The defeated party’s leader, Sten Sture the Younger, was injured in the mêlée and died on the icy wastes of Sweden’s Lake Mälaren as he was being taken back to Stockholm. His widow, Kristina Nilsdotter of Tullgarn, still considered a hero to the Swedes, took over the defense of her country but was herself finally defeated north of the Swedish capital at the Battle of Uppsala. Did this all come about because of herring? Perhaps.
The inner section of the town is a joy to walk around, and hollyhocks of every colour grow literally everywhere, as numerous as are the geese. The houses have steep, thatched roofs and often an ochre or dark blue colour, while dotted around are old advertising, water pumps and ironwork. It exudes the calm of a warm September weekday afternoon.

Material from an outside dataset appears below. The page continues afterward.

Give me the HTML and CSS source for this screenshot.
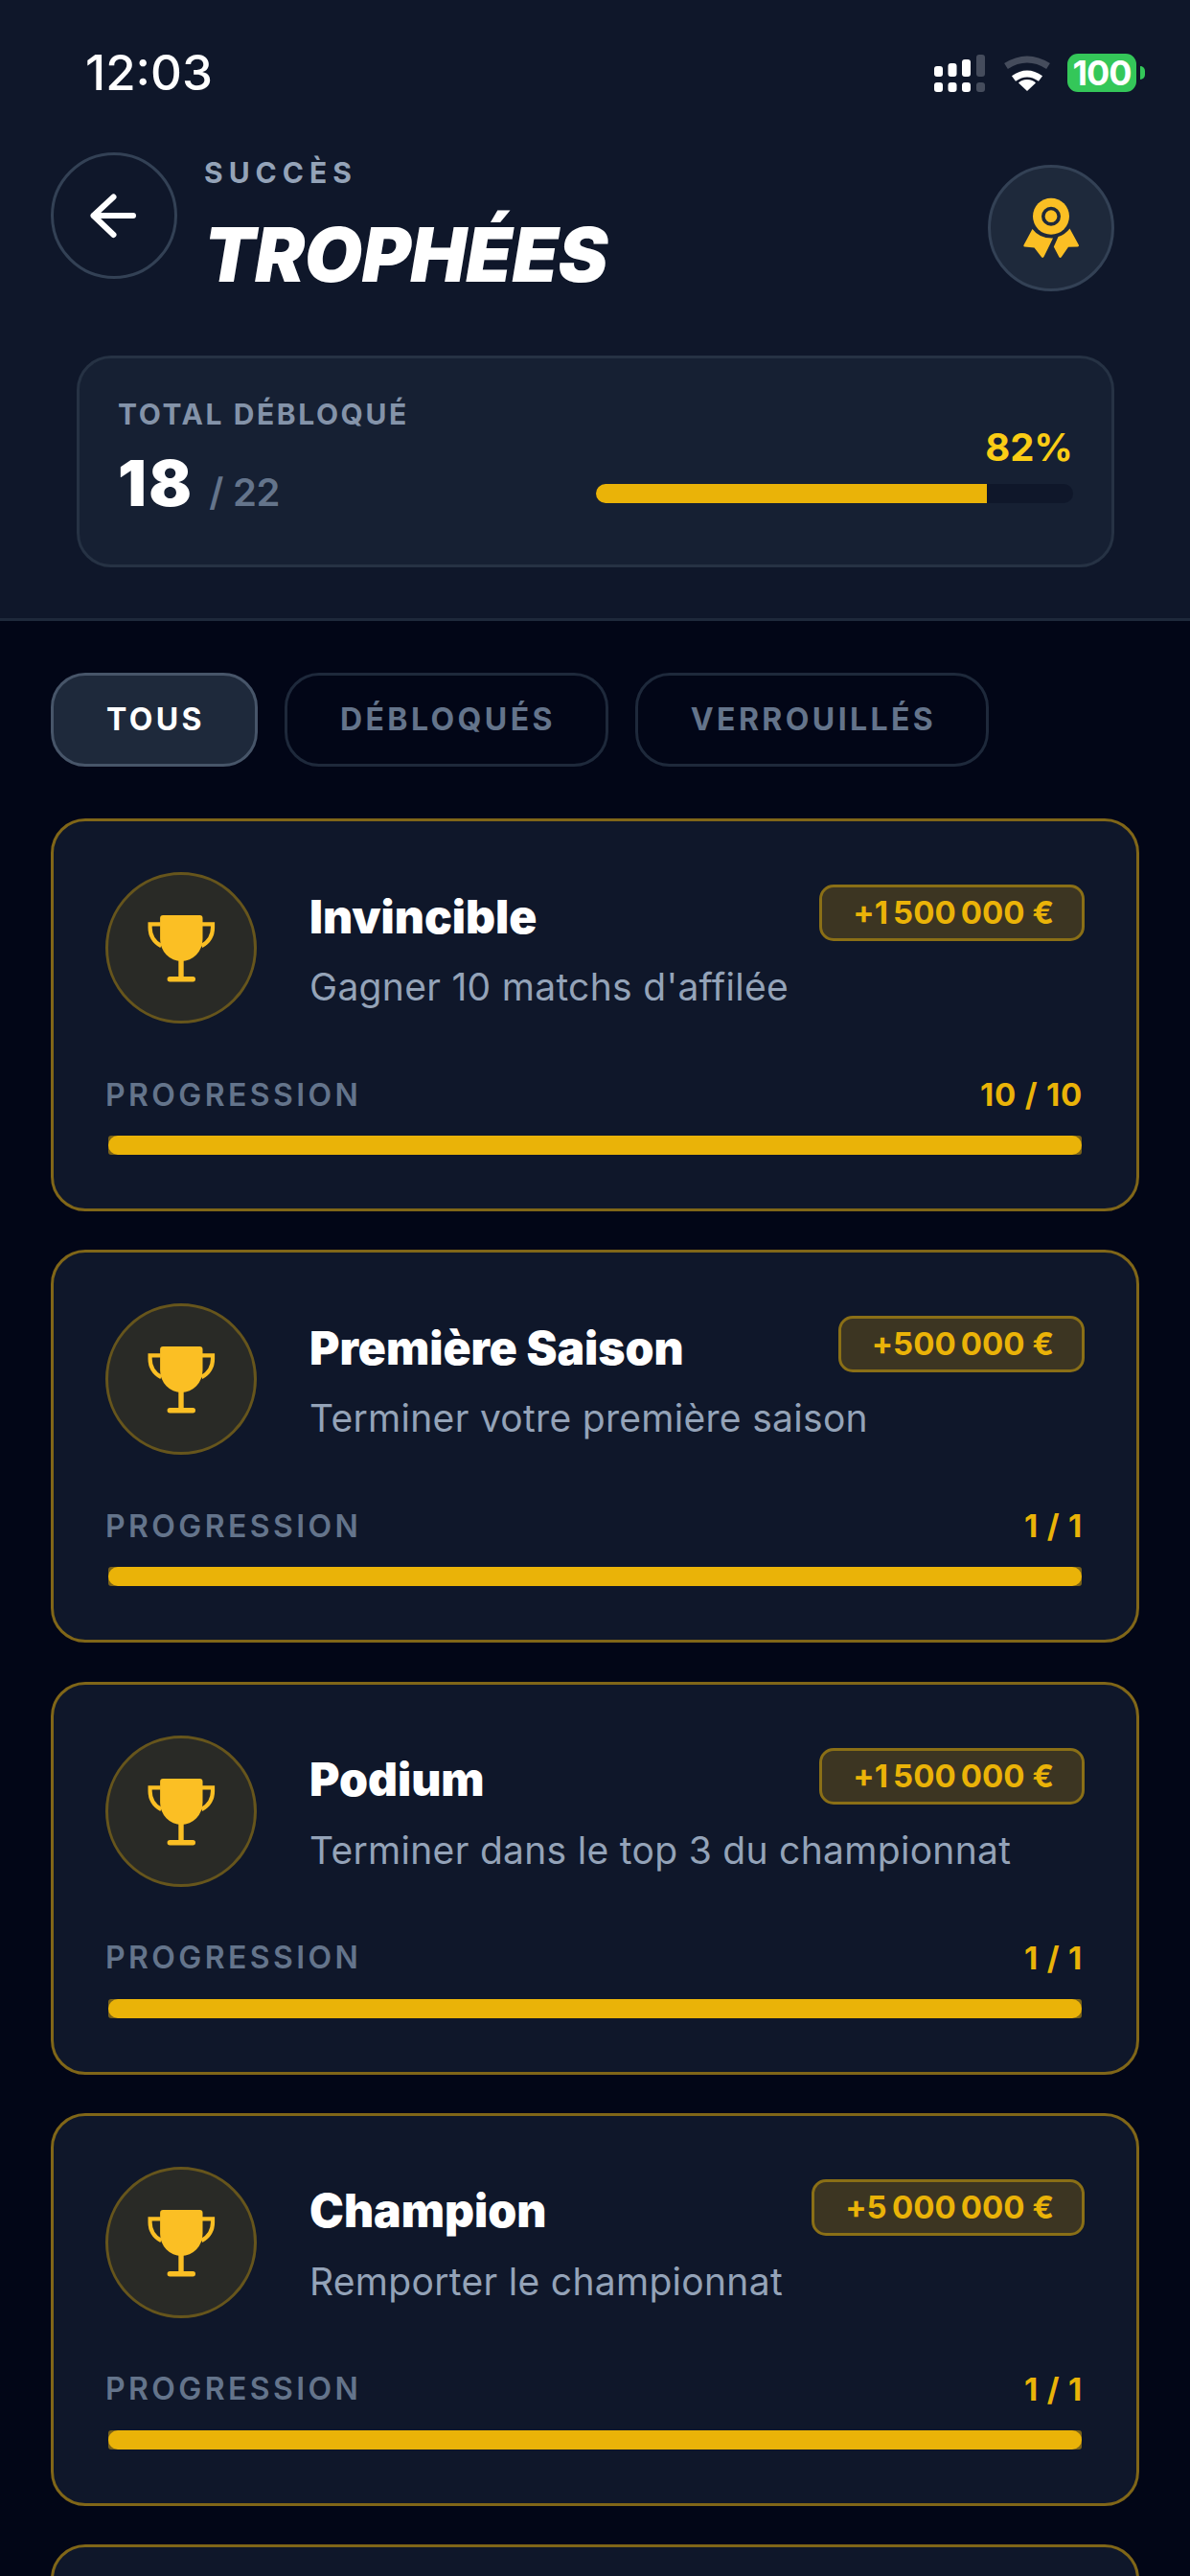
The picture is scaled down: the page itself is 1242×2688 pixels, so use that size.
FILE: index.html
```html
<!DOCTYPE html>
<html lang="fr">
  <head>
    <meta charset="UTF-8" />
    <meta name="viewport" content="width=device-width, initial-scale=1.0" />
    <title>Trophées</title>
    <link rel="stylesheet" href="styles.css">
  </head>
  <body>
    <header class="header">
      <!-- status bar -->
      <div class="status">
        <span class="time">12:03</span>
        <div class="status-icons">
          <svg class="signal" width="53" height="39" viewBox="0 0 53 39">
            <g fill="#fff">
              <rect x="0" y="12" width="9" height="11" rx="3"/>
              <rect x="14.5" y="9" width="9" height="14" rx="3"/>
              <rect x="29" y="5" width="9" height="18" rx="3"/>
              <rect x="0" y="29" width="9" height="10" rx="3"/>
              <rect x="14.5" y="29" width="9" height="10" rx="3"/>
              <rect x="29" y="29" width="9" height="10" rx="3"/>
            </g>
            <g fill="#454c5c">
              <rect x="44" y="0" width="9" height="23" rx="3"/>
              <rect x="44" y="29" width="9" height="10" rx="3"/>
            </g>
          </svg>
          <svg class="wifi" width="50" height="37" viewBox="0 0 50 37">
            <path d="M3 11Q25-3 47 11" fill="none" stroke="#454c5c" stroke-width="7"/>
            <path d="M11 24Q25 14 39 24" fill="none" stroke="#fff" stroke-width="7"/>
            <path d="M25 25Q19 25 16 28.5L25 37 34 28.5Q31 25 25 25z" fill="#fff"/>
          </svg>
          <div class="battery">100</div>
          <span class="battery-tip"></span>
        </div>
      </div>

      <!-- title -->
      <div class="top">
        <button class="round back">
          <svg width="72" height="72" viewBox="0 0 72 72" fill="none" stroke="#fff" stroke-width="6" stroke-linecap="round" stroke-linejoin="round">
            <path d="M56 36H14.5M35.5 16.5L14.5 36l21 20"/>
          </svg>
        </button>
        <div class="heading">
          <div class="eyebrow">SUCCÈS</div>
          <h1 class="title">TROPHÉES</h1>
        </div>
        <button class="round medal">
          <svg width="60" height="68" viewBox="56 45 60 68">
            <circle cx="86" cy="66.7" r="19" fill="#fbbf24"/>
            <circle cx="86" cy="66.7" r="8.2" fill="none" stroke="#1e293b" stroke-width="3.6"/>
            <path d="M66.5 80Q74 90 88 89.5L78.6 108.8Q77.5 110.8 76 109.2L68.5 99.5 58.5 98.6Q56.8 98.4 57.6 96.6z" fill="#fbbf24"/>
            <path d="M105.5 79.5Q100.5 86 93.5 88L88.8 98.6 94.4 109.2Q95.5 110.8 96.8 109.2L104 98.8 113.8 98.4Q115.6 98.2 114.8 96.4z" fill="#fbbf24"/>
          </svg>
        </button>
      </div>

      <!-- total -->
      <div class="stat">
        <div>
          <div class="stat-label">TOTAL DÉBLOQUÉ</div>
          <div class="stat-count">18 <span class="stat-max">/ 22</span></div>
        </div>
        <div class="stat-right">
          <div class="stat-percent">82%</div>
          <div class="stat-track"><div class="stat-fill" style="width: 82%"></div></div>
        </div>
      </div>
    </header>

    <nav class="tabs">
      <div class="tab active">TOUS</div>
      <div class="tab">DÉBLOQUÉS</div>
      <div class="tab">VERROUILLÉS</div>
    </nav>

    <main class="list">
      <section class="card">
        <div class="card-top">
          <div class="cup">
            <svg width="72" height="72" viewBox="0 0 24 24"><use href="#trophy"/></svg>
          </div>
          <div class="card-body">
            <div class="card-row">
              <h2 class="card-title">Invincible</h2>
              <span class="reward">+1&#8239;500&#8239;000&nbsp;€</span>
            </div>
            <p class="card-desc">Gagner 10 matchs d'affilée</p>
          </div>
        </div>
        <div class="progress-row">
          <span class="progress-label">PROGRESSION</span>
          <span class="progress-value">10 / 10</span>
        </div>
        <div class="bar"><div class="bar-fill" style="width: 100%"></div></div>
      </section>

      <section class="card">
        <div class="card-top">
          <div class="cup">
            <svg width="72" height="72" viewBox="0 0 24 24"><use href="#trophy"/></svg>
          </div>
          <div class="card-body">
            <div class="card-row">
              <h2 class="card-title">Première Saison</h2>
              <span class="reward">+500&#8239;000&nbsp;€</span>
            </div>
            <p class="card-desc">Terminer votre première saison</p>
          </div>
        </div>
        <div class="progress-row">
          <span class="progress-label">PROGRESSION</span>
          <span class="progress-value">1 / 1</span>
        </div>
        <div class="bar"><div class="bar-fill" style="width: 100%"></div></div>
      </section>

      <section class="card">
        <div class="card-top">
          <div class="cup">
            <svg width="72" height="72" viewBox="0 0 24 24"><use href="#trophy"/></svg>
          </div>
          <div class="card-body">
            <div class="card-row">
              <h2 class="card-title">Podium</h2>
              <span class="reward">+1&#8239;500&#8239;000&nbsp;€</span>
            </div>
            <p class="card-desc">Terminer dans le top 3 du championnat</p>
          </div>
        </div>
        <div class="progress-row">
          <span class="progress-label">PROGRESSION</span>
          <span class="progress-value">1 / 1</span>
        </div>
        <div class="bar"><div class="bar-fill" style="width: 100%"></div></div>
      </section>

      <section class="card">
        <div class="card-top">
          <div class="cup">
            <svg width="72" height="72" viewBox="0 0 24 24"><use href="#trophy"/></svg>
          </div>
          <div class="card-body">
            <div class="card-row">
              <h2 class="card-title">Champion</h2>
              <span class="reward">+5&#8239;000&#8239;000&nbsp;€</span>
            </div>
            <p class="card-desc">Remporter le championnat</p>
          </div>
        </div>
        <div class="progress-row">
          <span class="progress-label">PROGRESSION</span>
          <span class="progress-value">1 / 1</span>
        </div>
        <div class="bar"><div class="bar-fill" style="width: 100%"></div></div>
      </section>

      <!-- next card, cut off by the bottom of the screen -->
      <section class="card"></section>
    </main>

    <svg class="defs" width="0" height="0">
      <symbol id="trophy" viewBox="0 0 24 24">
        <path d="M5.7.7H18.5a1 1 0 0 1 1 1V9a7.4 7.7 0 0 1-14.8 0V1.7a1 1 0 0 1 1-1z" fill="#fbbf24"/>
        <rect x="11.1" y="16" width="1.8" height="7" fill="#fbbf24"/>
        <rect x="7.2" y="22" width="9.8" height="1.8" rx=".9" fill="#fbbf24"/>
        <path d="M4.9 3.8H1.2V5c0 3 1.4 5 3.9 6.4M19.3 3.8h3.7V5c0 3-1.4 5-3.9 6.4" fill="none" stroke="#fbbf24" stroke-width="1.4"/>
      </symbol>
    </svg>
  </body>
</html>
```

FILE: styles.css
```css
html,
body {
  margin: 0;
  height: 2688px;
  overflow: hidden;
  background: #020617;
  font-family: Inter, "Liberation Sans", sans-serif;
}
h1,
h2,
p {
  margin: 0;
}

.header {
  height: 648px;
  box-sizing: border-box;
  padding-top: 56px;
  background: #0f172a;
  border-bottom: 3px solid #1e293b;
}

/* status bar */
.status {
  display: flex;
  justify-content: space-between;
  align-items: center;
  height: 40px;
  padding: 0 47px 0 89px;
}
.time {
  font-size: 51px;
  font-weight: 500;
  line-height: 40px;
  color: #fff;
}
.status-icons {
  display: flex;
  align-items: center;
}
.wifi {
  margin-left: 19px;
}
.battery {
  width: 72px;
  height: 40px;
  margin-left: 17px;
  background: #34c759;
  border-radius: 11px;
  color: #fff;
  font-size: 36px;
  font-weight: 700;
  line-height: 40px;
  letter-spacing: -1px;
  text-align: center;
}
.battery-tip {
  width: 5px;
  height: 14px;
  margin-left: 4px;
  background: #34c759;
  border-radius: 0 5px 5px 0;
}

/* title row */
.top {
  display: flex;
  align-items: flex-start;
  height: 146px;
  margin-top: 63px;
  padding: 0 79px 0 53px;
}
.round {
  display: flex;
  align-items: center;
  justify-content: center;
  flex: none;
  width: 132px;
  height: 132px;
  padding: 0;
  border-radius: 50%;
  border: 3px solid #334155;
  background: transparent;
}
.medal {
  margin: 13px 0 0 auto;
  background: #1e293b;
}
.heading {
  margin-left: 28px;
  padding-top: 3px;
}
.eyebrow {
  font-size: 30px;
  font-weight: 700;
  line-height: 36px;
  letter-spacing: 6px;
  color: #94a3b8;
}
.title {
  margin-top: 29px;
  font-size: 78px;
  font-weight: 900;
  font-style: italic;
  line-height: 78px;
  letter-spacing: -.5px;
  color: #fff;
}

/* total card */
.stat {
  display: flex;
  height: 221px;
  box-sizing: border-box;
  margin: 66px 79px 0 80px;
  padding: 40px 40px 0;
  background: #162033;
  border: 3px solid #263244;
  border-radius: 36px;
}
.stat-label {
  font-size: 30px;
  font-weight: 700;
  line-height: 36px;
  letter-spacing: 2.6px;
  color: #8493a9;
}
.stat-count {
  margin-top: 21px;
  font-size: 66px;
  font-weight: 900;
  line-height: 66px;
  letter-spacing: 2.5px;
  color: #fff;
}
.stat-max {
  font-size: 40px;
  font-weight: 600;
  letter-spacing: -.3px;
  color: #64748b;
}
.stat-right {
  display: flex;
  flex-direction: column;
  justify-content: flex-end;
  width: 498px;
  height: 111px;
  margin-left: auto;
}
.stat-percent {
  font-size: 40px;
  font-weight: 700;
  line-height: 48px;
  text-align: right;
  color: #facc15;
}
.stat-track {
  height: 20px;
  margin-top: 14px;
  background: #0f172a;
  border-radius: 10px;
}
.stat-fill {
  height: 100%;
  background: #eab308;
  border-radius: 10px 0 0 10px;
}

/* filters */
.tabs {
  display: flex;
  gap: 28px;
  margin-top: 54px;
  padding-left: 53px;
}
.tab {
  height: 98px;
  box-sizing: border-box;
  padding: 0 52px 0 55px;
  border: 3px solid #1e293b;
  border-radius: 36px;
  font-size: 32px;
  font-weight: 700;
  line-height: 92px;
  letter-spacing: 3.4px;
  color: #64748b;
}
.tab.active {
  background: #1e293b;
  border-color: #475569;
  color: #fff;
}

/* trophies */
.list {
  display: flex;
  flex-direction: column;
  gap: 40.3px;
  height: 1834px;
  overflow: hidden;
  margin-top: 54px;
  padding: 0 53px;
}
.card {
  flex: none;
  height: 410px;
  box-sizing: border-box;
  padding: 53px 54px 0;
  background: #0f172a;
  border: 3px solid #806618;
  border-radius: 36px;
}
.card-top {
  display: flex;
}
.cup {
  display: flex;
  align-items: center;
  justify-content: center;
  flex: none;
  width: 158px;
  height: 158px;
  box-sizing: border-box;
  border-radius: 50%;
  border: 3px solid #66551c;
  background: #292a26;
}
.card-body {
  flex: 1;
  margin-left: 55px;
  padding-top: 13px;
}
.card-row {
  display: flex;
  justify-content: space-between;
  align-items: center;
  height: 59px;
}
.card-title {
  padding-top: 8px;
  font-size: 48px;
  font-weight: 900;
  line-height: 54px;
  color: #fff;
}
.reward {
  height: 59px;
  box-sizing: border-box;
  padding: 0 29px 0 32px;
  border: 3px solid #8a6f16;
  border-radius: 15px;
  background: #3c3522;
  font-size: 33px;
  font-weight: 700;
  line-height: 53px;
  letter-spacing: 2.1px;
  color: #eab308;
}
.card-desc {
  margin-top: 24px;
  font-size: 39px;
  line-height: 48px;
  letter-spacing: .3px;
  color: #94a3b8;
}
.progress-row {
  display: flex;
  justify-content: space-between;
  align-items: center;
  height: 36px;
  margin-top: 56px;
  padding-right: 2px;
}
.progress-label {
  font-size: 32px;
  font-weight: 600;
  letter-spacing: 3.4px;
  color: #64748b;
}
.progress-value {
  font-size: 33px;
  font-weight: 700;
  letter-spacing: .8px;
  color: #eab308;
}
.bar {
  height: 20px;
  margin: 25px 3px 0;
  background: #7a6218;
  border-radius: 3px;
}
.bar-fill {
  height: 100%;
  background: #eab308;
  border-radius: 10px;
}
.defs {
  display: none;
}
```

I then walked, first passing a tumulus covered in large rune-like boulders, to the neighbouring village of Støre Magelby, which I was told was where the Dutch set up its community. There were no Dutch names in the church’s cemetery, which I reached after walking along a main road but then ducking down some narrow, grassy lanes bordered with neat bungalows. Støre Magelby has a small duck pond, a few thatched cottages and—best of all—a rusting card with a round, rusting sign that said Dragør Sportfiskerforening, which I think means Dragør Sports-fishing Association.